The film takes over 15 minutes’ worth of exposition before we finally get to the “meat” of the plot and introduces us to firefighters Chuck Levine (Adam Sandler) and Larry Valentine (Kevin James, whose character’s name apparently came from that of the actor’s real-life brother, Gary Valentine). Larry is a widower with two kids, Eric (Cole Morgen) and Tori (Shelby Adamowsky) — Tori is unremarkable but Eric, though well below puberty, is showing all the stereotyped indicia of impending Gayhood, including a total disinterest in sports and a love of Broadway musicals (his grade school is performing Pippin and Annie Get Your Gun and he auditions for both). He’s never got over the death of his wife three years before — he’s kept all her clothes and turned their bedroom into a shrine — while his friend Chuck is not only single but has racked up a list of female conquests that would have made Don Juan blush: in the opening scene he’s confronted by a girlfriend de jour who’s having a jealous hissy-fit because Chuck bedded her twin sister, and Chuck not only worms his way out of it but has them on the point of deep-kissing each other on a dare when the firefighters are called to duty and they’re let off the hook. (The old gimmick of the interrupted kiss is used throughout the movie, including a cop-out ending that was forced on the filmmakers by the ratings board — more on that later.)

Larry gets worried about the risk of death on the job, especially after he rescues Chuck from a burning building (Chuck got caught up offering Larry yet another one of his dares — that he eat a rat that had been cooked by the blaze — when a floor gave way and sent him hurtling to the ground, and Larry caught him and saved his life), and he tries to have his firefighters’ pension and death benefits made over from his late wife to his children — only he’s told by a homely but man-hungry bureaucrat (Rachel Dratch) that he missed the deadline; he had only a year to file for changes after his wife died, but he could always marry again, and she practically glues herself to the lens as she strongly hints that if he wants to marry again, she’s offering herself as the party of the second part … The plot thickens when Larry sees an item in the New York Post announcing that the city’s domestic partnership law has just gone into effect, and he proposes that he and Chuck register as domestic partners to get each other named as their beneficiaries — only they attract the intention of anti-fraud investigators Glen Aldrich (Matt Winston) and the much-feared Clint Fitzer (Steve Buscemi, who’s practically the funniest person in the film — and who, according to imdb.com, actually was a New York City firefighter before he became an actor), whom they meet sniffing through their garbage to see if it’s sufficiently “Gay.”

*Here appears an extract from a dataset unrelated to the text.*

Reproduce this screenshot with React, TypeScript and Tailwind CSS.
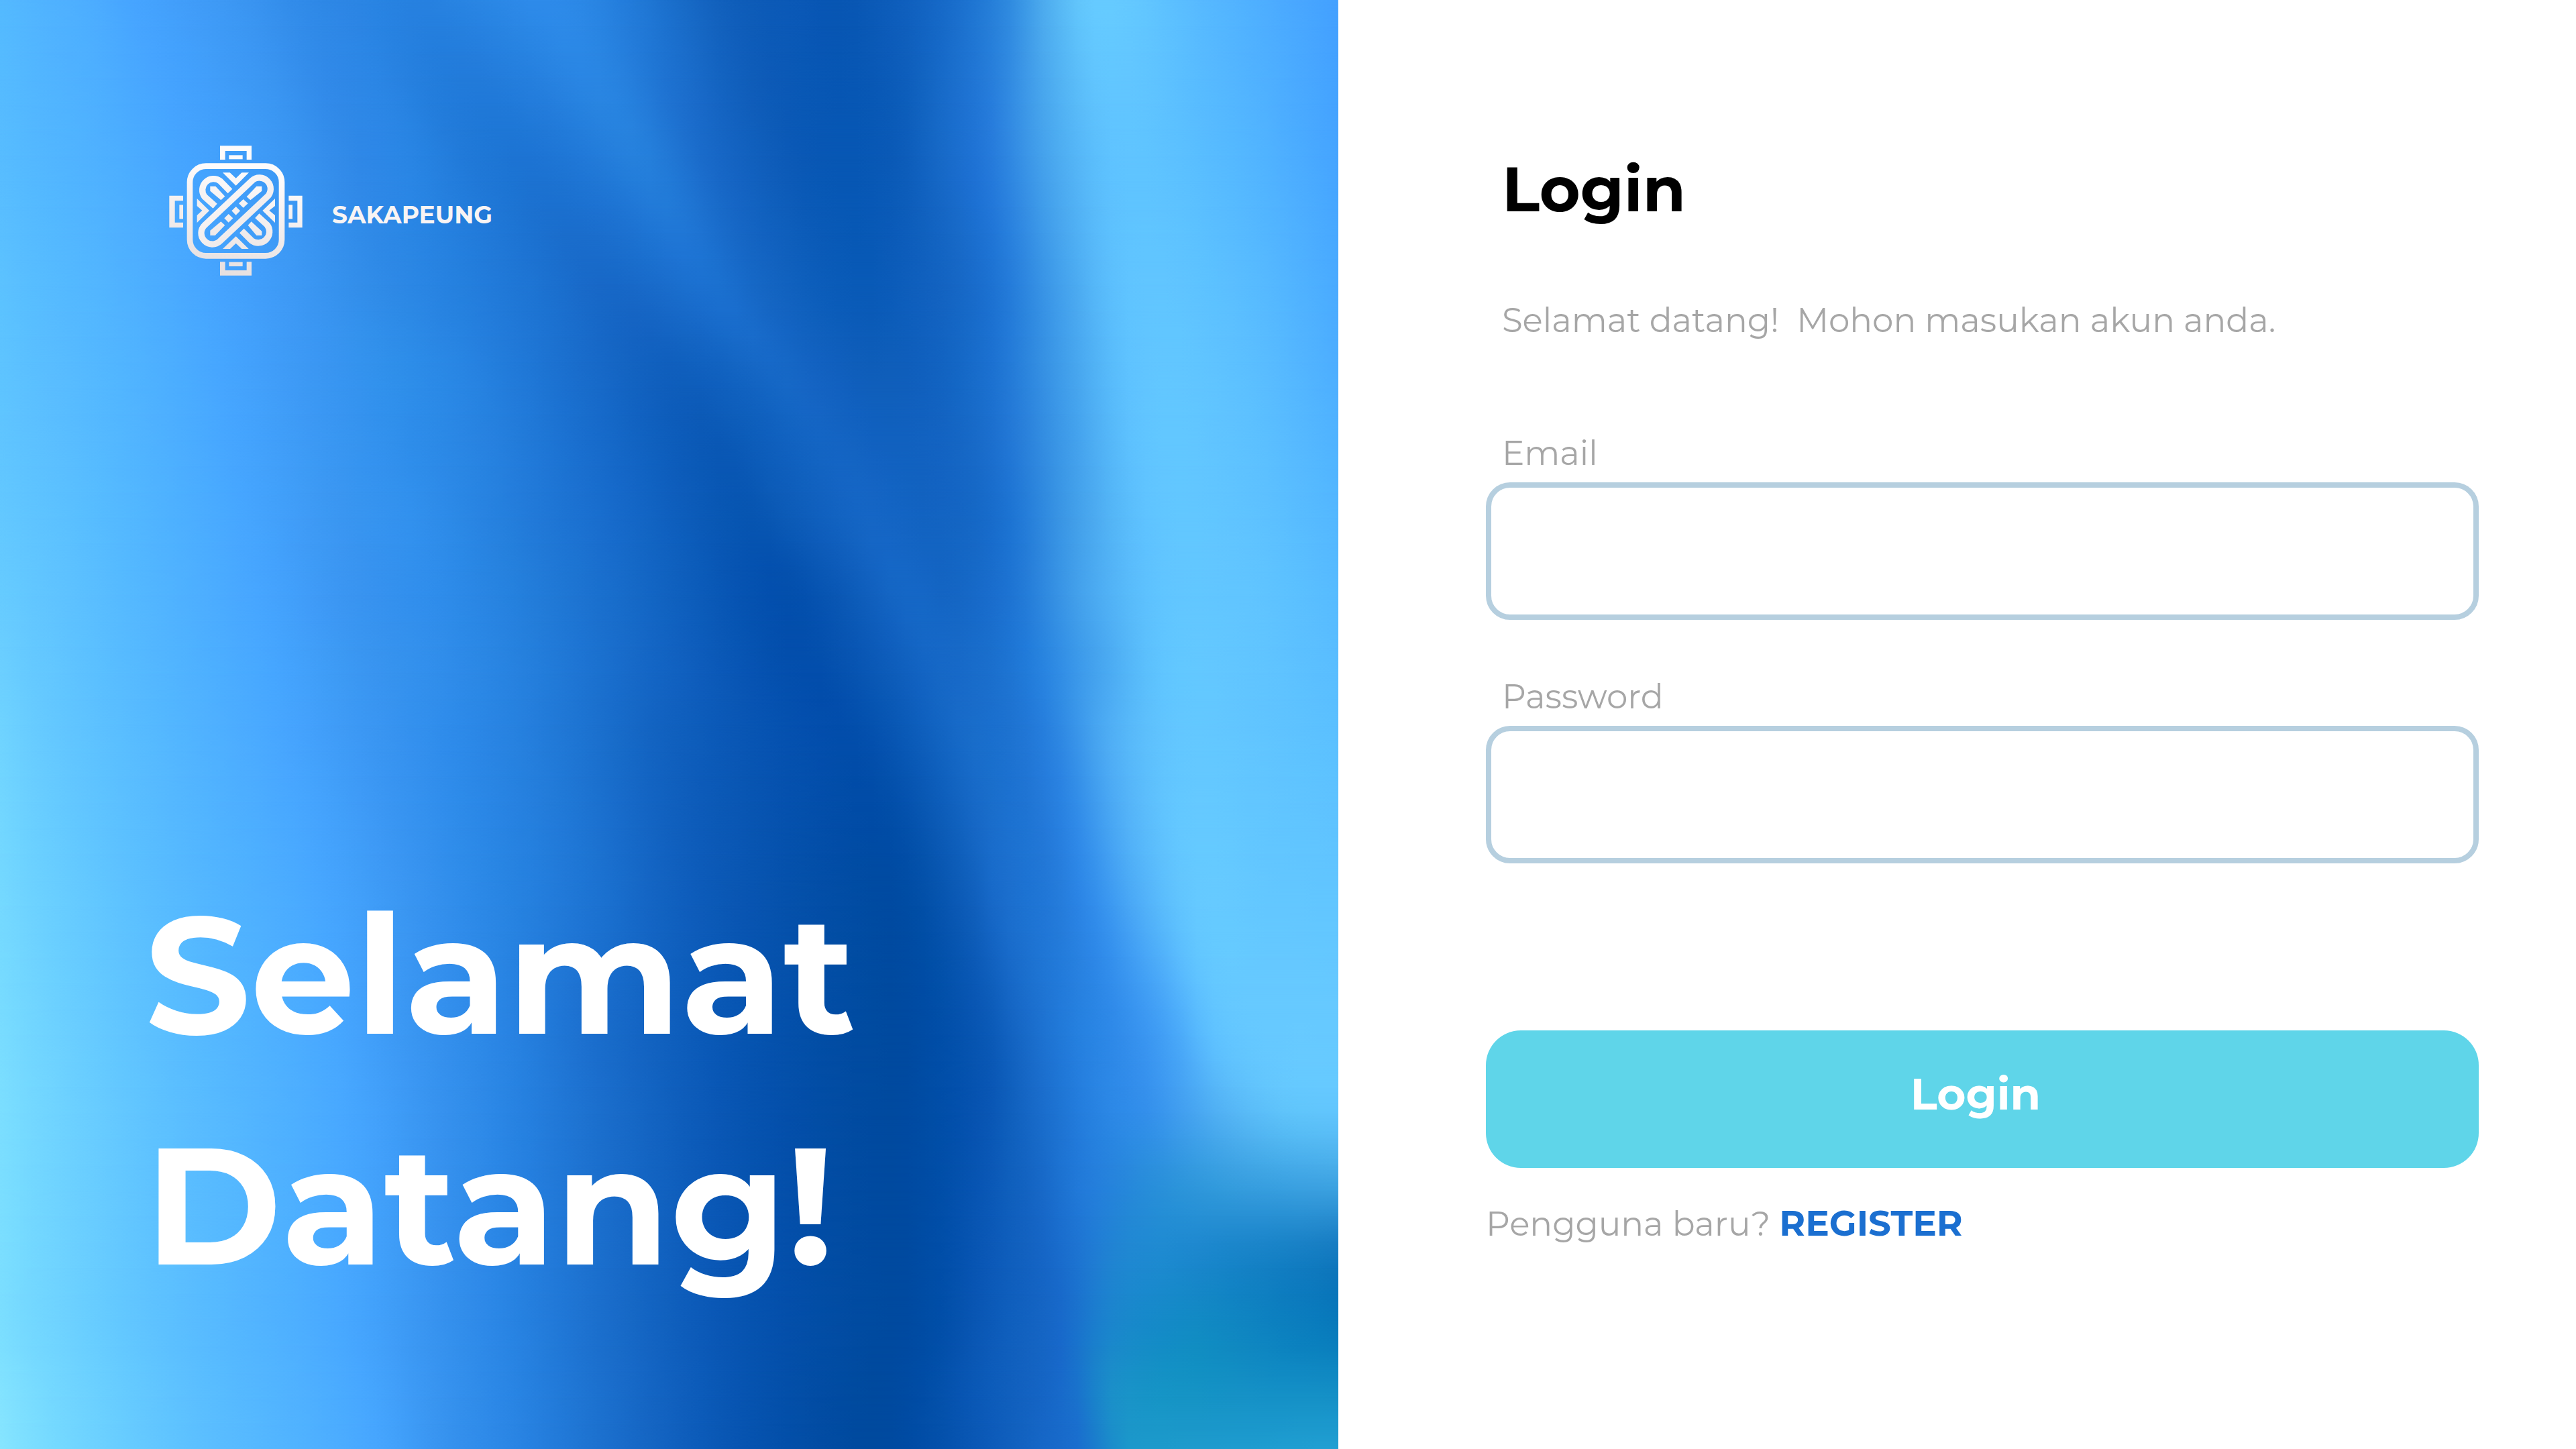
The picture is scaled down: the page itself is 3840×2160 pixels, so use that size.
import React from "react";

type RGB = [number, number, number];
type Stop = { x: number; color: RGB };
type Row = { y: number; stops: Stop[] };

const W = 1565;
const H = 1568;

const hexToRgb = (hex: string): RGB => [
  parseInt(hex.slice(0, 2), 16),
  parseInt(hex.slice(2, 4), 16),
  parseInt(hex.slice(4, 6), 16),
];

const row = (y: number, text: string): Row => ({
  y,
  stops: text.split("|").map((part) => {
    const [x, hex] = part.trim().split(" ");
    return { x: Number(x), color: hexToRgb(hex) };
  }),
});

/* The left half hardly changes in the lower rows, so those rows share it. */
const LOWER_LEFT =
  "0 7bdeff|60 70d4ff|190 5dc1ff|400 48a8ff|505 3894f0|602 2883e2|710 1a6dcb|868 0754b1|1035 004a9f|1090 004da6|";

/* Colour mesh of the backdrop: each row lists the same features from left to right. */
const mesh: Row[] = [
  row(0, "0 54baff|60 50b2ff|110 4cadff|160 46a4ff|275 3c97f3|350 318be9|400 2d86e5|450 2883e2|490 2781e0|560 2a86e4|650 2e8bea|735 237cda|845 1160bc|935 0a58b6|985 0856b3|1060 1060be|1120 1a6fcd|1180 2f8adf|1225 50aff0|1280 66cbff|1420 55b7ff|1565 43a0ff"),
  row(160, "0 57bcff|60 52b6ff|120 4eb0ff|210 46a5ff|325 3c98f4|410 3089e8|470 2a86e5|540 217ad9|600 1d75d4|670 2179d8|745 2681dd|820 1a6bca|895 0f5dba|945 0958b5|1000 0757b4|1050 0b5bb8|1095 1668c6|1155 2479da|1230 4aa8ef|1300 5fc3ff|1420 57bbff|1565 45a4ff"),
  row(320, "0 5cc2ff|60 56bbff|120 52b5ff|242 47a6ff|345 3d99f5|435 318de9|510 2884e2|620 1e75d4|710 1767c6|770 186ac9|840 1b70d0|895 1566c4|955 0d5ebb|985 0a5bb8|1020 095ab7|1070 0f5fbd|1130 1769c7|1175 2178d7|1250 47a5ee|1315 5fc3ff|1430 5cc0ff|1565 4aabff"),
  row(400, "0 5ec4ff|60 59bdff|125 53b7ff|253 47a7ff|362 3c98f4|455 3090eb|540 2885e3|660 1b70cf|775 105fbd|840 1162c0|910 1769c7|945 1464c3|985 105fbd|1010 0f5eba|1040 0f5eba|1090 1161bf|1130 166ac8|1170 1f75d4|1250 43a1ec|1322 5fc3ff|1435 5ec2ff|1565 4daeff"),
  row(480, "0 60c5ff|60 5bbfff|130 54b8ff|264 47a7ff|378 3b98f3|475 2f8eeb|570 2782e0|700 176bcb|830 0a58b5|890 0e5ebb|960 1465c4|990 1464c2|1015 1262c1|1035 1161c0|1060 1161bf|1100 1363c2|1135 1769c7|1175 2074d3|1250 409dea|1330 5fc3ff|1440 5fc3ff|1565 50b3ff"),
  row(560, "0 63c8ff|60 5dc2ff|140 54b9ff|280 47a7ff|393 3b97f2|487 3190ed|592 257fdd|710 186ccc|868 0755b1|930 0d5cb9|1010 1566c5|1030 1566c5|1045 1465c4|1060 1364c3|1085 1263c1|1115 1465c3|1145 1669c7|1185 1e75d4|1260 43a0ea|1340 5fc3ff|1445 60c4ff|1565 53b7ff"),
  row(640, "0 66cbff|60 60c4ff|150 55b9ff|297 47a6ff|410 3a95f1|508 2f8deb|603 2580dd|730 176bc9|905 034fad|970 0956b3|1045 1566c5|1060 1567c6|1075 1567c6|1090 1466c4|1105 1465c3|1125 1567c5|1150 186bca|1190 2077d5|1270 47a5ee|1350 5fc3ff|1450 61c5ff|1565 56bbff"),
  row(720, "0 6bcfff|55 63c7ff|155 56baff|312 47a7ff|425 3a96f1|520 308dea|625 247edc|755 1567c6|930 034eac|1000 0855b2|1090 1567c6|1100 1668c6|1110 1769c7|1120 1769c8|1130 186bc9|1145 196dcb|1170 1c71cf|1210 247fdd|1280 44a2ee|1360 60c5ff|1460 61c5ff|1565 59bdff"),
  row(800, "0 70d4ff|50 66caff|158 58bcff|325 48a7ff|440 3a96f2|530 2e8bea|635 237cda|780 1161bf|975 024dab|1030 0552af|1120 1669c7|1130 186bc9|1140 196dca|1150 196eca|1160 1a6fce|1175 1c71cf|1195 2075d4|1235 2b84e1|1300 50aff5|1370 62c6ff|1470 61c5ff|1565 5bc0ff"),
  row(960, "0 74d8ff|60 69ceff|188 58bcff|364 48a8ff|473 3a96f2|560 2c89e7|667 2078d7|822 0d5bb9|1015 004ba2|1065 014da5|1140 1161be|1150 1566c4|1160 186ac9|1170 1a6dcc|1185 1c70cf|1205 1e74d4|1230 2379d8|1270 2f8ae9|1330 50aff8|1390 64c8ff|1480 63c7ff|1565 61c5ff"),
  row(1120, "0 79dcff|60 6ed2ff|190 5bbfff|386 48a8ff|494 3894f0|592 2984e3|700 1a6dcc|855 0856b3|1035 004a9f|1090 004da6|1155 0a58b5|1170 0e5ebb|1185 1464c2|1200 186ac8|1215 1c70cf|1235 2077d6|1265 2681e0|1315 328deb|1370 46a4f7|1420 5fc2ff|1490 66c9ff|1565 66c9ff"),
  row(1200, LOWER_LEFT + "1155 0956b4|1180 0f5fbc|1200 1566c4|1215 196cca|1230 1c70cf|1260 237cdc|1300 2c88e6|1345 3591ec|1390 45a3f1|1435 55b5f5|1500 60c4fb|1565 62c6fe"),
  row(1280, LOWER_LEFT + "1150 0956b4|1185 1060bd|1210 1666c5|1230 1a6dcc|1250 1f76d5|1280 247edc|1310 2686db|1350 298fda|1400 3098dc|1450 379edf|1510 3ca2e2|1565 3fa4e2"),
  row(1360, LOWER_LEFT + "1150 0a57b5|1185 105fbd|1210 1463c2|1228 1768c8|1245 1a6dcd|1275 1f7ad3|1305 2085d2|1350 1e8ad1|1400 1b87cd|1450 1783c8|1510 147ec3|1565 1178be"),
  row(1440, LOWER_LEFT + "1150 0b58b6|1185 1060be|1210 1463c2|1228 1666c6|1245 186acb|1270 1a78cd|1300 1a86cc|1345 158ac8|1400 118bc3|1450 0f86c1|1510 0b7fbf|1565 087abb"),
  row(1500, "0 82e2ff|60 74d8ff|205 5ec2ff|418 48a8ff|512 3894f0|608 2883e2|718 1a6dcb|868 0754b1|1015 004a9e|1070 004ca4|1150 0c5ab8|1185 1160be|1210 1463c2|1230 1768c7|1250 196ccc|1275 1a7fcb|1300 1b8fc9|1345 1693c6|1400 1492c4|1450 1490c5|1510 138ec5|1565 138dc5"),
  row(1568, "0 86e5ff|60 76daff|215 5ec2ff|430 48a8ff|515 3894f0|612 2883e2|720 1a6dcb|868 0754b1|1010 004a9e|1060 004ba3|1150 0b59b7|1190 1261bf|1220 1667c7|1245 186bcb|1265 1a70cf|1290 1b83cc|1315 1c96cb|1350 1d9acb|1400 1f9bcd|1450 1f9ccf|1510 209ed1|1565 219fd2"),
];

/* Smooth curve through the points (xs[i], ys[i]), read at x. */
const curve = (xs: number[], ys: number[], x: number): number => {
  const last = xs.length - 1;
  let i = 0;
  while (i < last - 1 && x > xs[i + 1]) i += 1;
  const span = xs[i + 1] - xs[i];
  const t = (x - xs[i]) / span;
  const slope = (k: number) => {
    const a = Math.max(k - 1, 0);
    const b = Math.min(k + 1, last);
    return (ys[b] - ys[a]) / (xs[b] - xs[a]);
  };
  const t2 = t * t;
  const t3 = t2 * t;
  return (
    (2 * t3 - 3 * t2 + 1) * ys[i] +
    (t3 - 2 * t2 + t) * span * slope(i) +
    (3 * t2 - 2 * t3) * ys[i + 1] +
    (t3 - t2) * span * slope(i + 1)
  );
};

const STEP_X = 20;
const STEP_Y = 28;
const CHANNELS = [0, 1, 2] as const;
const meshYs = mesh.map((r) => r.y);

const bands = Array.from({ length: H / STEP_Y + 1 }, (_, n) => {
  const y = n * STEP_Y;
  const xs = mesh[0].stops.map((_, j) => curve(meshYs, mesh.map((r) => r.stops[j].x), y));
  const channels = CHANNELS.map((c) =>
    mesh[0].stops.map((_, j) => curve(meshYs, mesh.map((r) => r.stops[j].color[c]), y)),
  );
  const stops = Array.from({ length: Math.ceil(W / STEP_X) + 1 }, (_, k) => {
    const x = Math.min(k * STEP_X, W);
    const [r, g, b] = channels.map((ys) => Math.round(Math.min(255, Math.max(0, curve(xs, ys, x)))));
    return { offset: x / W, color: `rgb(${r} ${g} ${b})` };
  });
  return { y, stops };
});

function Backdrop() {
  return (
    <svg
      className="absolute inset-0 h-full w-full"
      viewBox={`0 0 ${W} ${H}`}
      preserveAspectRatio="none"
      aria-hidden="true"
    >
      <defs>
        {bands.map((band, i) => (
          <linearGradient key={i} id={`band-${i}`} gradientUnits="userSpaceOnUse" x1="0" y1="0" x2={W} y2="0">
            {band.stops.map((stop, j) => (
              <stop key={j} offset={stop.offset} stopColor={stop.color} />
            ))}
          </linearGradient>
        ))}
        {bands.slice(1).map((band, i) => (
          <React.Fragment key={i}>
            <linearGradient id={`fade-${i}`} gradientUnits="userSpaceOnUse" x1="0" y1={bands[i].y} x2="0" y2={band.y}>
              <stop offset="0" stopColor="#fff" stopOpacity="0" />
              <stop offset="1" stopColor="#fff" stopOpacity="1" />
            </linearGradient>
            <mask id={`mask-${i}`} maskUnits="userSpaceOnUse" x="0" y="0" width={W} height={H} style={{ maskType: "alpha" }}>
              <rect x="0" y={bands[i].y} width={W} height={H - bands[i].y} fill={`url(#fade-${i})`} />
            </mask>
          </React.Fragment>
        ))}
      </defs>
      <rect width={W} height={H} fill="url(#band-0)" />
      {bands.slice(1).map((_, i) => (
        <rect key={i} width={W} height={H} fill={`url(#band-${i + 1})`} mask={`url(#mask-${i})`} />
      ))}
    </svg>
  );
}

function LogoMark() {
  return (
    <svg className="h-[194px] w-[199px]" viewBox="20 35 597 582" fill="url(#logo-sheen)" aria-hidden="true">
      <defs>
        <linearGradient id="logo-sheen" gradientUnits="userSpaceOnUse" x1="380" y1="36" x2="260" y2="616">
          <stop offset="0.2" stopColor="#fdfbfb" />
          <stop offset="1" stopColor="#e6dfdf" />
        </linearGradient>
      </defs>
      <path d="M248 98V36H389V98H367V59H271V98Z" />
      <path d="M288 78H349V96H288Z" />
      <path d="M248 555V616H389V555H367V593H271V555Z" />
      <path d="M288 556H349V575H288Z" />
      <path d="M83 259H21V402H83V379H46V282H83Z" />
      <path d="M66 300H83V363H66Z" />
      <path d="M555 259H616V402H555V379H594V282H555Z" />
      <path d="M555 300H572V363H555Z" />
      <path d="M260 156H292L319 181L345 156H377L319 214Z" />
      <path d="M260 497L319 441L376 497H345L319 472L293 497Z" />
      <path d="M145 272L200 326L145 380V347L168 325L145 305Z" />
      <path d="M494 272V305L468 325L494 347V380L438 326Z" />
      <path d="M204 217H228L270 262L252 279L204 238Z" />
      <path d="M435 437H411L373 391L388 375L435 418Z" />
      <path d="M367 264L411 217H435V238L384 279Z" />
      <path d="M204 437V415L252 375L270 391L226 437Z" />
      <path d="M352 275L373 294L352 313L332 294Z" />
      <path d="M319 308L338 327L319 346L300 327Z" />
      <path d="M286 341L306 360L286 379L267 360Z" />
      <g fill="none" stroke="url(#logo-sheen)">
        <rect x="113" y="127" width="411" height="401" rx="72" strokeWidth="26" />
        <rect x="125" y="278" width="388" height="99" rx="49" strokeWidth="28" transform="rotate(-43.2 319 327.5)" />
        <path d="M293 239L249 194A50 50 0 0 0 179 264L226 306" strokeWidth="28" />
        <path d="M345 416L389 460A50 50 0 0 0 459 390L414 349" strokeWidth="28" />
      </g>
    </svg>
  );
}

function Field({ id, label, type }: { id: string; label: string; type: string }) {
  return (
    <div className="flex flex-col">
      <label htmlFor={id} className="px-6 text-[50px] leading-[64px] text-[#a6a6a6]">
        {label}
      </label>
      <input
        id={id}
        name={id}
        type={type}
        className="mt-[11px] h-[205px] w-full rounded-[36px] border-8 border-[#b6cfdf] bg-white px-10 text-[50px] text-black outline-none"
      />
    </div>
  );
}

export default function App() {
  return (
    <div className="flex min-h-screen bg-white font-['Montserrat','Inter',sans-serif]">
      <section className="relative w-[51.95%] overflow-hidden">
        <Backdrop />
        <div className="relative flex min-h-screen flex-col justify-between pt-[217px] pr-16 pb-[191px] pl-[216px]">
          <div className="flex items-center gap-11 pl-9">
            <LogoMark />
            <span className="pt-3 text-[36px] leading-[48px] font-bold text-[#f8f4f4]">SAKAPEUNG</span>
          </div>
          <h1 className="text-[247px] leading-[344px] font-bold text-white">
            Selamat
            <br />
            Datang!
          </h1>
        </div>
      </section>

      <main className="flex-1 pt-[224px] pr-[145px] pl-[220px]">
        <h2 className="px-6 text-[93px] leading-[116px] font-bold text-black">Login</h2>
        <p className="mt-[106px] px-6 text-[50px] leading-[64px] whitespace-pre text-[#a6a6a6]">
          {"Selamat datang!  Mohon masukan akun anda."}
        </p>
        <form className="mt-[134px]" onSubmit={(e) => e.preventDefault()}>
          <div className="flex flex-col gap-[83px]">
            <Field id="email" label="Email" type="email" />
            <Field id="password" label="Password" type="password" />
          </div>
          <button
            type="submit"
            className="mt-[249px] h-[205px] w-full rounded-[52px] bg-[#5fd5e9] pr-5 pb-4 text-[66px] leading-[80px] font-bold text-white"
          >
            Login
          </button>
        </form>
        <p className="mt-[50px] text-[50px] leading-[64px] text-[#a6a6a6]">
          Pengguna baru?{" "}
          <a href="#register" className="text-[53px] font-bold text-[#1b6fd0]">
            REGISTER
          </a>
        </p>
      </main>
    </div>
  );
}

Worried that they’ll be prosecuted, they hire an attorney — a hot-looking straight woman named Alex McDonough (Jessica Biel) whom Chuck predictably falls in love, or at least lust, with at first sight (earlier we’ve seen Chuck’s seduction skills prove so formidable that the woman doctor who treated him after the blaze in which Larry saved his life, who was initially put off by his sexist attitude, ends up frolicking in his bedroom with him and five other girls) — and she advises that one way they can prove their Gay-couple bona fides is to cross the border into Canada and get (legally) married. They do that — at a ridiculous wedding chapel presided over by an Asian (Rob Schneider in heavy makeup) and with a crazy homeless man (Blake Clark) as their witness. When they return home Alex, who has a Gay brother, invites them to a major Gay fundraiser where Chuck punches out a radical-Right minister who’s picketing the event (he’s pretty obviously a caricature of Fred Phelps) and earns instant hero status among New York’s Gay community — only this leads to Fitzer busting them (especially after a New York Post feature comes out with statements from 17 women who’ve bedded Chuck) and putting them on trial in an administrative hearing presided over by Councilmember Banks (Richard Chamberlain), in which they’re dared to kiss each other in public to prove their love. (Earlier they were told to kiss each other after the wedding ceremony, but instead Chuck punched Larry out, then lied his way out of it by saying they were into S/M.)

In the original script they actually kissed, but then the filmmakers found that under the ratings-board rules, any depiction of homosexual affection in a film automatically earns it an “R” rating, so to keep their PG-13 they added a coda in which the hearing is interrupted by their captain in the fire department (Dan Aykroyd), who says they’re not Gay and ends up with the entire crew of their fire station being arrested as parties to the plot, though the embarrassed Councilmember Banks and Alex broker a deal that they get probation and the men of their fire station do a gag calendar and sell it as a benefit for AIDS research. Though I Now Pronounce You Chuck and Larry has its share of tasteless gags (notably one in which the two have to rescue a man so enormously fat that he literally can’t move under his own power — and as they’re hauling him out of the building he farts), it also has some surprisingly sensitive moments — notably the character of Fred G. Duncan (Ving Rhames), an African-American firefighter who’s inspired by the example of Chuck and Larry to come out as (genuinely) Gay himself.

Most of the Gay jokes in I Now Pronounce You Chuck and Larry are at the expense, not of the Gays, but of the homophobes — indeed, the film’s best scene shows the men who have worked with Chuck and Larry for years backing away from them, getting scared shitless of being in the same shower room with them and refusing to work with them now that they think they’re Gay — and Chuck and Larry themselves telling them off. It’s an interesting issue and one that will probably get a lot more common once “don’t ask, don’t tell” is repealed and people who’ve served together in U.S. military units suddenly have to confront each other’s genuine sexual orientations. If anything, the movie reinforces Steven Zeeland’s contention in his books on Queers in the military that one of the reasons the military brass fought to keep the ban on Queers serving openly for so long was the sheer amount of physical horseplay, often verging on the sexual, men in these all-male macho settings indulge in, and the sense of innocence about it (as well as the ability to deny its implications) that will be lost once the straight participants know that there are Queers among them who have a quite different idea of what this sort of physical contact between men means.